-- start --
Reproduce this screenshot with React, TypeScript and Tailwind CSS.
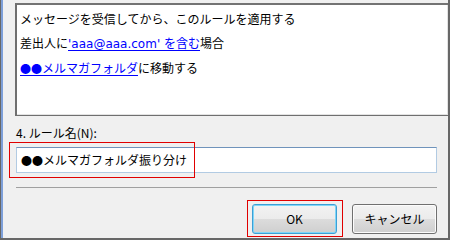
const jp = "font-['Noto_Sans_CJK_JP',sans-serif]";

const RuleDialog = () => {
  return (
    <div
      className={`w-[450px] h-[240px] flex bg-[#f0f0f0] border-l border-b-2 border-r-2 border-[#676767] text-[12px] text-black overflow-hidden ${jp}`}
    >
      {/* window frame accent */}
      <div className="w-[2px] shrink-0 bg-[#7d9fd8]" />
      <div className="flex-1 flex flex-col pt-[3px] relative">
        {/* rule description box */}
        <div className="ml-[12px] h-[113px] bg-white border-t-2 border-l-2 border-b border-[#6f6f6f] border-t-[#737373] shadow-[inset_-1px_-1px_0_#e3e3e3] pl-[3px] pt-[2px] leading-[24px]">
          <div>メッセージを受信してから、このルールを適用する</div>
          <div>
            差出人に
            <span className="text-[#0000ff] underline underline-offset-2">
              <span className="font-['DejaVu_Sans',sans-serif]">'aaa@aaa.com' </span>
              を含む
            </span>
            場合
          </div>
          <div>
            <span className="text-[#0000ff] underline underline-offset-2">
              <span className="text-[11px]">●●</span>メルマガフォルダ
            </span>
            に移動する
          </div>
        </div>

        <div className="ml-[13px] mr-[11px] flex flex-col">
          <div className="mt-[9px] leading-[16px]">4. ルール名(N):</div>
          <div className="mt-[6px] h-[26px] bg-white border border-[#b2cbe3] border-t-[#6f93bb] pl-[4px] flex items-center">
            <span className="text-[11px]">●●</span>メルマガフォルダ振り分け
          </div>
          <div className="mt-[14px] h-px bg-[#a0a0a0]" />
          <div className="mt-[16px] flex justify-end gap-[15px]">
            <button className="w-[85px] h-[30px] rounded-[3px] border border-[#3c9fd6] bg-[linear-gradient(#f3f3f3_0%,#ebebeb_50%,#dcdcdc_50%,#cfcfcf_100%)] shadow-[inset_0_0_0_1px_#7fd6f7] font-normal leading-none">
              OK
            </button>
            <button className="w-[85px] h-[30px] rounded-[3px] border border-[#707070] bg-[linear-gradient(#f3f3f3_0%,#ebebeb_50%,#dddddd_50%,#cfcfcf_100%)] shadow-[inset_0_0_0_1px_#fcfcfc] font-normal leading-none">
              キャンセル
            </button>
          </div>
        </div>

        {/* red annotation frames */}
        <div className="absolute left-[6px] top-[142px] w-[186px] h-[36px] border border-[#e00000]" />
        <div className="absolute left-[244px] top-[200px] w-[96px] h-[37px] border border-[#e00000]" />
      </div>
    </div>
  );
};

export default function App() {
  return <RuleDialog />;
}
-- end --
● Exercise instructions
Omit the pictures and give the material again, exactly and in full.

● Finished task
Reproduce this screenshot with React, TypeScript and Tailwind CSS.
const jp = "font-['Noto_Sans_CJK_JP',sans-serif]";

const RuleDialog = () => {
  return (
    <div
      className={`w-[450px] h-[240px] flex bg-[#f0f0f0] border-l border-b-2 border-r-2 border-[#676767] text-[12px] text-black overflow-hidden ${jp}`}
    >
      {/* window frame accent */}
      <div className="w-[2px] shrink-0 bg-[#7d9fd8]" />
      <div className="flex-1 flex flex-col pt-[3px] relative">
        {/* rule description box */}
        <div className="ml-[12px] h-[113px] bg-white border-t-2 border-l-2 border-b border-[#6f6f6f] border-t-[#737373] shadow-[inset_-1px_-1px_0_#e3e3e3] pl-[3px] pt-[2px] leading-[24px]">
          <div>メッセージを受信してから、このルールを適用する</div>
          <div>
            差出人に
            <span className="text-[#0000ff] underline underline-offset-2">
              <span className="font-['DejaVu_Sans',sans-serif]">'aaa@aaa.com' </span>
              を含む
            </span>
            場合
          </div>
          <div>
            <span className="text-[#0000ff] underline underline-offset-2">
              <span className="text-[11px]">●●</span>メルマガフォルダ
            </span>
            に移動する
          </div>
        </div>

        <div className="ml-[13px] mr-[11px] flex flex-col">
          <div className="mt-[9px] leading-[16px]">4. ルール名(N):</div>
          <div className="mt-[6px] h-[26px] bg-white border border-[#b2cbe3] border-t-[#6f93bb] pl-[4px] flex items-center">
            <span className="text-[11px]">●●</span>メルマガフォルダ振り分け
          </div>
          <div className="mt-[14px] h-px bg-[#a0a0a0]" />
          <div className="mt-[16px] flex justify-end gap-[15px]">
            <button className="w-[85px] h-[30px] rounded-[3px] border border-[#3c9fd6] bg-[linear-gradient(#f3f3f3_0%,#ebebeb_50%,#dcdcdc_50%,#cfcfcf_100%)] shadow-[inset_0_0_0_1px_#7fd6f7] font-normal leading-none">
              OK
            </button>
            <button className="w-[85px] h-[30px] rounded-[3px] border border-[#707070] bg-[linear-gradient(#f3f3f3_0%,#ebebeb_50%,#dddddd_50%,#cfcfcf_100%)] shadow-[inset_0_0_0_1px_#fcfcfc] font-normal leading-none">
              キャンセル
            </button>
          </div>
        </div>

        {/* red annotation frames */}
        <div className="absolute left-[6px] top-[142px] w-[186px] h-[36px] border border-[#e00000]" />
        <div className="absolute left-[244px] top-[200px] w-[96px] h-[37px] border border-[#e00000]" />
      </div>
    </div>
  );
};

export default function App() {
  return <RuleDialog />;
}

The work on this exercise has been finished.